### Exercise
Word for word, give the material below again, minus any images.

### Data block

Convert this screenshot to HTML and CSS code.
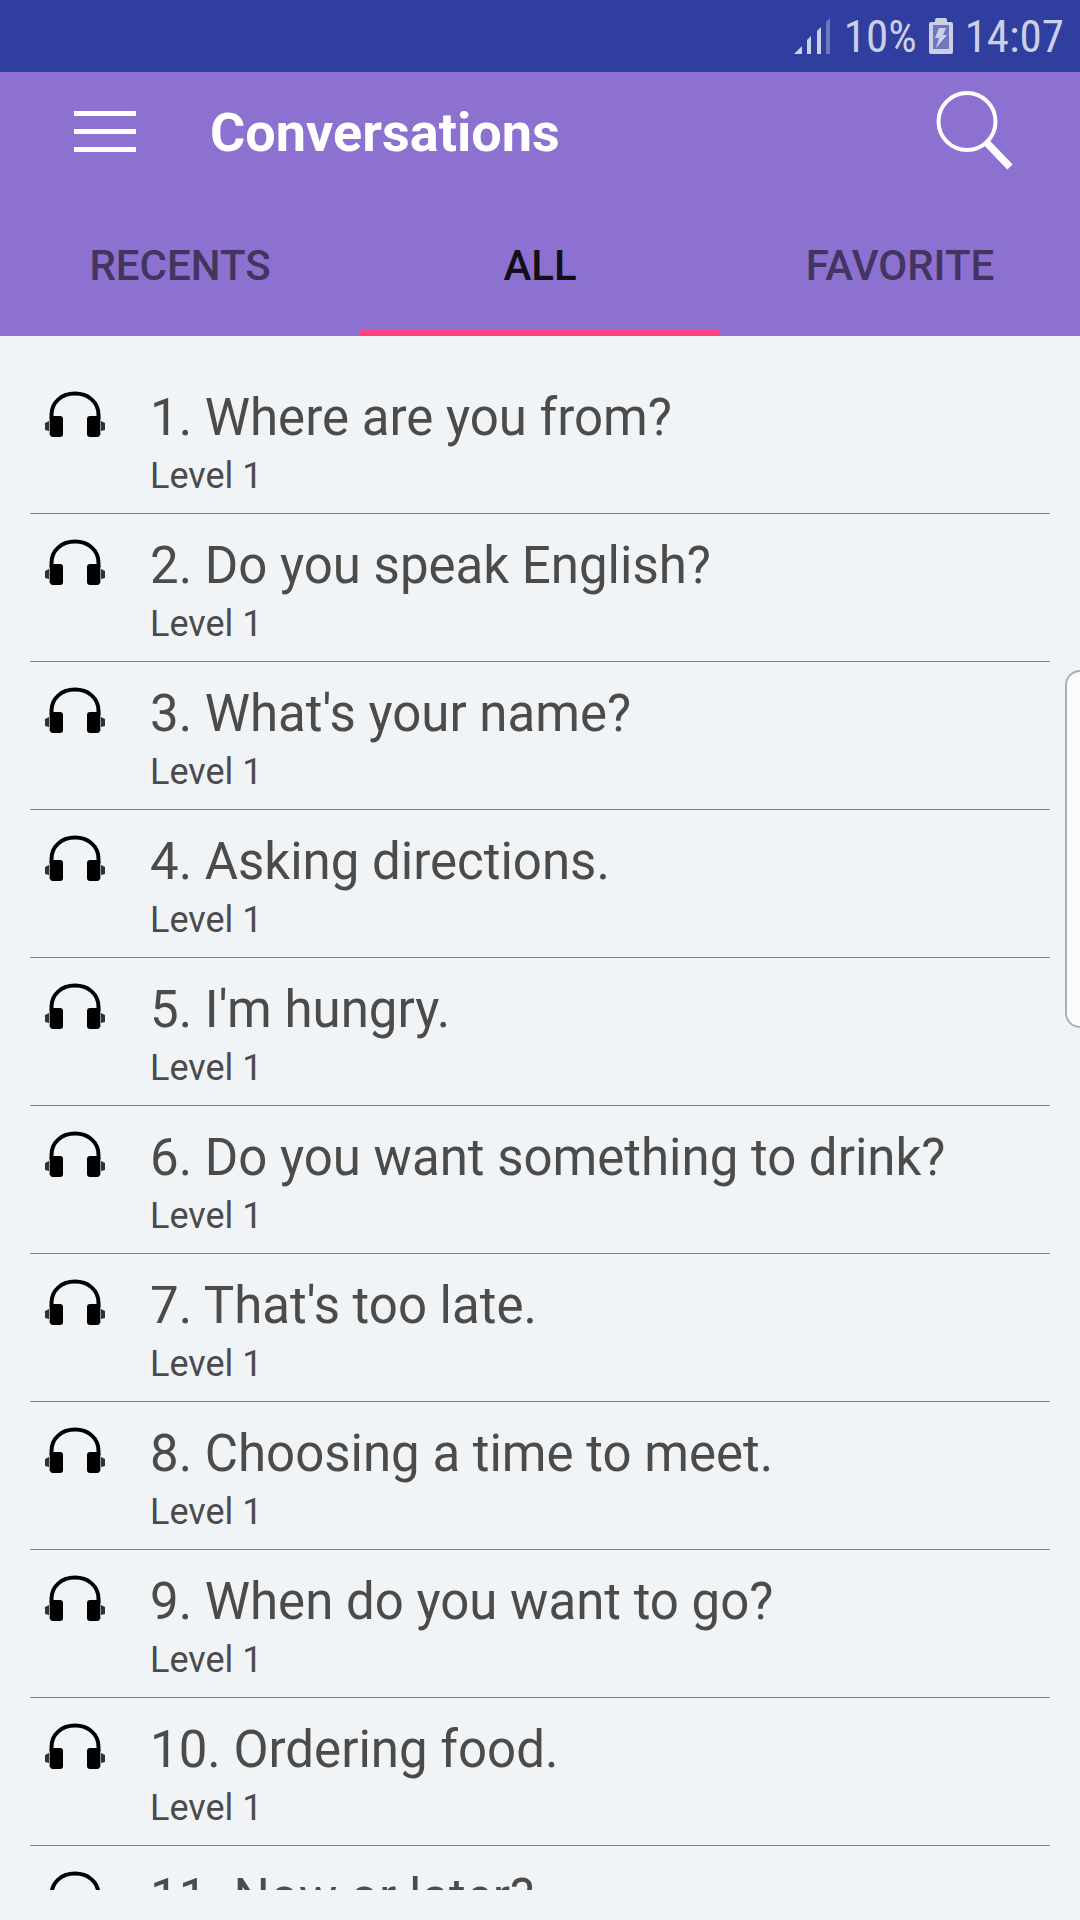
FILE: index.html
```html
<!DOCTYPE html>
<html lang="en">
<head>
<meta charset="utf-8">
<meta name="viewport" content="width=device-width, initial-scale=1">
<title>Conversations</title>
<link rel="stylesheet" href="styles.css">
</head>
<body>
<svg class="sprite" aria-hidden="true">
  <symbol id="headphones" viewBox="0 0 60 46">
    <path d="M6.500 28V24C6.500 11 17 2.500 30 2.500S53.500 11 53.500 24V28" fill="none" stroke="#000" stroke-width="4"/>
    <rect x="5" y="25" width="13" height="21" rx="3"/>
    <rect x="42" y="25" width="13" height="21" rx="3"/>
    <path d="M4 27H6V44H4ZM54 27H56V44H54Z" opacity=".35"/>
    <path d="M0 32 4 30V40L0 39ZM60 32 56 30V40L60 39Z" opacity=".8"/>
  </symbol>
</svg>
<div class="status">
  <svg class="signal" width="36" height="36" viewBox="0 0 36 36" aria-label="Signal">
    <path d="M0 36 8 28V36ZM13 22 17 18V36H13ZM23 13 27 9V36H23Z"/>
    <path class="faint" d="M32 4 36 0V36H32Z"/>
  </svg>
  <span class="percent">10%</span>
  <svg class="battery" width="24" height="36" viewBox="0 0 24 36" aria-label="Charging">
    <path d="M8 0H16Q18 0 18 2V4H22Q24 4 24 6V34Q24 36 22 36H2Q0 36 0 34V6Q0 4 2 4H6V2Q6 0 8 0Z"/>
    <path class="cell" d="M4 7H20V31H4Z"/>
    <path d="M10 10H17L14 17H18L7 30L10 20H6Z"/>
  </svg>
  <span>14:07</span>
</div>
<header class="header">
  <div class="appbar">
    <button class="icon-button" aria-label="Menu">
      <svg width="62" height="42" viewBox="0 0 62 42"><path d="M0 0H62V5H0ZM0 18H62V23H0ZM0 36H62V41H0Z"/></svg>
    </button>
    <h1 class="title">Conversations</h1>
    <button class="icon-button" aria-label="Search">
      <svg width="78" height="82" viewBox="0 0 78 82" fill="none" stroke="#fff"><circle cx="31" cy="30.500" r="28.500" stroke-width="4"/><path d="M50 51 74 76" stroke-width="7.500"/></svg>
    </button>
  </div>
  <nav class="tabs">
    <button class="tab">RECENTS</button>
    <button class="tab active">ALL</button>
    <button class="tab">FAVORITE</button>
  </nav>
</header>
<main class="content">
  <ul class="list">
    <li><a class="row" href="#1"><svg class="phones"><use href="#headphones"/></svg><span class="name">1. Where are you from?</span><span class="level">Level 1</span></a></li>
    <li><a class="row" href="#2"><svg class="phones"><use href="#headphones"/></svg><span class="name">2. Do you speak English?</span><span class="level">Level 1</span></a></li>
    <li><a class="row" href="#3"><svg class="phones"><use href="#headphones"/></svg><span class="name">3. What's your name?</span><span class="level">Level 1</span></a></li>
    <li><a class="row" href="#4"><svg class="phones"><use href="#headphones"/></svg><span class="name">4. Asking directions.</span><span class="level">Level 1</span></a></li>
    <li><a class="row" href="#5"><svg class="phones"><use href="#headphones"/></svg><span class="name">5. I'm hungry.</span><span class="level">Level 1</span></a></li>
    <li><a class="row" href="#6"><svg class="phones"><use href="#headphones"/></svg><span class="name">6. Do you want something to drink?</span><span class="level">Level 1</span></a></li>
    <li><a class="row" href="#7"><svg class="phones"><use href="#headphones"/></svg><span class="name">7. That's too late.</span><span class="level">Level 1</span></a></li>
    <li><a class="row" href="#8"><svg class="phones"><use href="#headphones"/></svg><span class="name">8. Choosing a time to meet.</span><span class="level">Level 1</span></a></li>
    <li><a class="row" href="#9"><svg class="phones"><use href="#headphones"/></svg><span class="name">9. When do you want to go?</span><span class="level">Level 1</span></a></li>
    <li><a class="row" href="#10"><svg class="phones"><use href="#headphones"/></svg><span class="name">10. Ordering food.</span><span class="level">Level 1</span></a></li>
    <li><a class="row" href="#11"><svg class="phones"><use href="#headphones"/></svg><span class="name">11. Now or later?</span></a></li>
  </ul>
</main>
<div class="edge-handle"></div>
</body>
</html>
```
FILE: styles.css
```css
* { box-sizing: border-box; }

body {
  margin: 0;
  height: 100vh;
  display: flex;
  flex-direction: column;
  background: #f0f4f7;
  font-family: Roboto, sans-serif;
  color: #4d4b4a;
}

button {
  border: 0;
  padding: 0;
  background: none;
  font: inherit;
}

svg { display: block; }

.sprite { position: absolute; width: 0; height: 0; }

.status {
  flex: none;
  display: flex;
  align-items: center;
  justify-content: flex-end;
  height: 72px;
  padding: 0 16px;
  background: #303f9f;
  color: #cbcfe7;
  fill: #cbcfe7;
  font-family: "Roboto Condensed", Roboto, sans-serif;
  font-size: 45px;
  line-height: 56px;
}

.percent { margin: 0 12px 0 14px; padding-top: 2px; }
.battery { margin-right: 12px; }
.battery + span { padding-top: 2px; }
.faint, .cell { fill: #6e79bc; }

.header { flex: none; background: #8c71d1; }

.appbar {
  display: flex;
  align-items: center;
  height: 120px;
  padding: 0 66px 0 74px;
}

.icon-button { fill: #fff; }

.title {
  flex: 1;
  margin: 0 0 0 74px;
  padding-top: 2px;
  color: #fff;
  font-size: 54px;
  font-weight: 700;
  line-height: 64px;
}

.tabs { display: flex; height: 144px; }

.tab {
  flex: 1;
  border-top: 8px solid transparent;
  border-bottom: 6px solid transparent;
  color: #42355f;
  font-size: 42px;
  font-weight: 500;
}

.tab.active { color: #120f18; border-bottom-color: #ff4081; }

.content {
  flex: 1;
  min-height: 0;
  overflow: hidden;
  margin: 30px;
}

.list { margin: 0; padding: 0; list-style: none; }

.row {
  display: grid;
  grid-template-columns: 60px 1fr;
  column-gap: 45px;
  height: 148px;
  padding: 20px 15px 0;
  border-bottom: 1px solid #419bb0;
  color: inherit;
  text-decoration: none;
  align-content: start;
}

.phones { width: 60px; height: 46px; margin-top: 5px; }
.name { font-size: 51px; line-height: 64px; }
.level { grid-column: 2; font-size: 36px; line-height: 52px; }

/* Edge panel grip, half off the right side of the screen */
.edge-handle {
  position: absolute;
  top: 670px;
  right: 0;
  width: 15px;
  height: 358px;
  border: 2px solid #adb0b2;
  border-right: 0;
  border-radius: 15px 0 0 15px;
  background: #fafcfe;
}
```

### Written answer
Convert this screenshot to HTML and CSS code.
FILE: index.html
```html
<!DOCTYPE html>
<html lang="en">
<head>
<meta charset="utf-8">
<meta name="viewport" content="width=device-width, initial-scale=1">
<title>Conversations</title>
<link rel="stylesheet" href="styles.css">
</head>
<body>
<svg class="sprite" aria-hidden="true">
  <symbol id="headphones" viewBox="0 0 60 46">
    <path d="M6.500 28V24C6.500 11 17 2.500 30 2.500S53.500 11 53.500 24V28" fill="none" stroke="#000" stroke-width="4"/>
    <rect x="5" y="25" width="13" height="21" rx="3"/>
    <rect x="42" y="25" width="13" height="21" rx="3"/>
    <path d="M4 27H6V44H4ZM54 27H56V44H54Z" opacity=".35"/>
    <path d="M0 32 4 30V40L0 39ZM60 32 56 30V40L60 39Z" opacity=".8"/>
  </symbol>
</svg>
<div class="status">
  <svg class="signal" width="36" height="36" viewBox="0 0 36 36" aria-label="Signal">
    <path d="M0 36 8 28V36ZM13 22 17 18V36H13ZM23 13 27 9V36H23Z"/>
    <path class="faint" d="M32 4 36 0V36H32Z"/>
  </svg>
  <span class="percent">10%</span>
  <svg class="battery" width="24" height="36" viewBox="0 0 24 36" aria-label="Charging">
    <path d="M8 0H16Q18 0 18 2V4H22Q24 4 24 6V34Q24 36 22 36H2Q0 36 0 34V6Q0 4 2 4H6V2Q6 0 8 0Z"/>
    <path class="cell" d="M4 7H20V31H4Z"/>
    <path d="M10 10H17L14 17H18L7 30L10 20H6Z"/>
  </svg>
  <span>14:07</span>
</div>
<header class="header">
  <div class="appbar">
    <button class="icon-button" aria-label="Menu">
      <svg width="62" height="42" viewBox="0 0 62 42"><path d="M0 0H62V5H0ZM0 18H62V23H0ZM0 36H62V41H0Z"/></svg>
    </button>
    <h1 class="title">Conversations</h1>
    <button class="icon-button" aria-label="Search">
      <svg width="78" height="82" viewBox="0 0 78 82" fill="none" stroke="#fff"><circle cx="31" cy="30.500" r="28.500" stroke-width="4"/><path d="M50 51 74 76" stroke-width="7.500"/></svg>
    </button>
  </div>
  <nav class="tabs">
    <button class="tab">RECENTS</button>
    <button class="tab active">ALL</button>
    <button class="tab">FAVORITE</button>
  </nav>
</header>
<main class="content">
  <ul class="list">
    <li><a class="row" href="#1"><svg class="phones"><use href="#headphones"/></svg><span class="name">1. Where are you from?</span><span class="level">Level 1</span></a></li>
    <li><a class="row" href="#2"><svg class="phones"><use href="#headphones"/></svg><span class="name">2. Do you speak English?</span><span class="level">Level 1</span></a></li>
    <li><a class="row" href="#3"><svg class="phones"><use href="#headphones"/></svg><span class="name">3. What's your name?</span><span class="level">Level 1</span></a></li>
    <li><a class="row" href="#4"><svg class="phones"><use href="#headphones"/></svg><span class="name">4. Asking directions.</span><span class="level">Level 1</span></a></li>
    <li><a class="row" href="#5"><svg class="phones"><use href="#headphones"/></svg><span class="name">5. I'm hungry.</span><span class="level">Level 1</span></a></li>
    <li><a class="row" href="#6"><svg class="phones"><use href="#headphones"/></svg><span class="name">6. Do you want something to drink?</span><span class="level">Level 1</span></a></li>
    <li><a class="row" href="#7"><svg class="phones"><use href="#headphones"/></svg><span class="name">7. That's too late.</span><span class="level">Level 1</span></a></li>
    <li><a class="row" href="#8"><svg class="phones"><use href="#headphones"/></svg><span class="name">8. Choosing a time to meet.</span><span class="level">Level 1</span></a></li>
    <li><a class="row" href="#9"><svg class="phones"><use href="#headphones"/></svg><span class="name">9. When do you want to go?</span><span class="level">Level 1</span></a></li>
    <li><a class="row" href="#10"><svg class="phones"><use href="#headphones"/></svg><span class="name">10. Ordering food.</span><span class="level">Level 1</span></a></li>
    <li><a class="row" href="#11"><svg class="phones"><use href="#headphones"/></svg><span class="name">11. Now or later?</span></a></li>
  </ul>
</main>
<div class="edge-handle"></div>
</body>
</html>
```
FILE: styles.css
```css
* { box-sizing: border-box; }

body {
  margin: 0;
  height: 100vh;
  display: flex;
  flex-direction: column;
  background: #f0f4f7;
  font-family: Roboto, sans-serif;
  color: #4d4b4a;
}

button {
  border: 0;
  padding: 0;
  background: none;
  font: inherit;
}

svg { display: block; }

.sprite { position: absolute; width: 0; height: 0; }

.status {
  flex: none;
  display: flex;
  align-items: center;
  justify-content: flex-end;
  height: 72px;
  padding: 0 16px;
  background: #303f9f;
  color: #cbcfe7;
  fill: #cbcfe7;
  font-family: "Roboto Condensed", Roboto, sans-serif;
  font-size: 45px;
  line-height: 56px;
}

.percent { margin: 0 12px 0 14px; padding-top: 2px; }
.battery { margin-right: 12px; }
.battery + span { padding-top: 2px; }
.faint, .cell { fill: #6e79bc; }

.header { flex: none; background: #8c71d1; }

.appbar {
  display: flex;
  align-items: center;
  height: 120px;
  padding: 0 66px 0 74px;
}

.icon-button { fill: #fff; }

.title {
  flex: 1;
  margin: 0 0 0 74px;
  padding-top: 2px;
  color: #fff;
  font-size: 54px;
  font-weight: 700;
  line-height: 64px;
}

.tabs { display: flex; height: 144px; }

.tab {
  flex: 1;
  border-top: 8px solid transparent;
  border-bottom: 6px solid transparent;
  color: #42355f;
  font-size: 42px;
  font-weight: 500;
}

.tab.active { color: #120f18; border-bottom-color: #ff4081; }

.content {
  flex: 1;
  min-height: 0;
  overflow: hidden;
  margin: 30px;
}

.list { margin: 0; padding: 0; list-style: none; }

.row {
  display: grid;
  grid-template-columns: 60px 1fr;
  column-gap: 45px;
  height: 148px;
  padding: 20px 15px 0;
  border-bottom: 1px solid #419bb0;
  color: inherit;
  text-decoration: none;
  align-content: start;
}

.phones { width: 60px; height: 46px; margin-top: 5px; }
.name { font-size: 51px; line-height: 64px; }
.level { grid-column: 2; font-size: 36px; line-height: 52px; }

/* Edge panel grip, half off the right side of the screen */
.edge-handle {
  position: absolute;
  top: 670px;
  right: 0;
  width: 15px;
  height: 358px;
  border: 2px solid #adb0b2;
  border-right: 0;
  border-radius: 15px 0 0 15px;
  background: #fafcfe;
}
```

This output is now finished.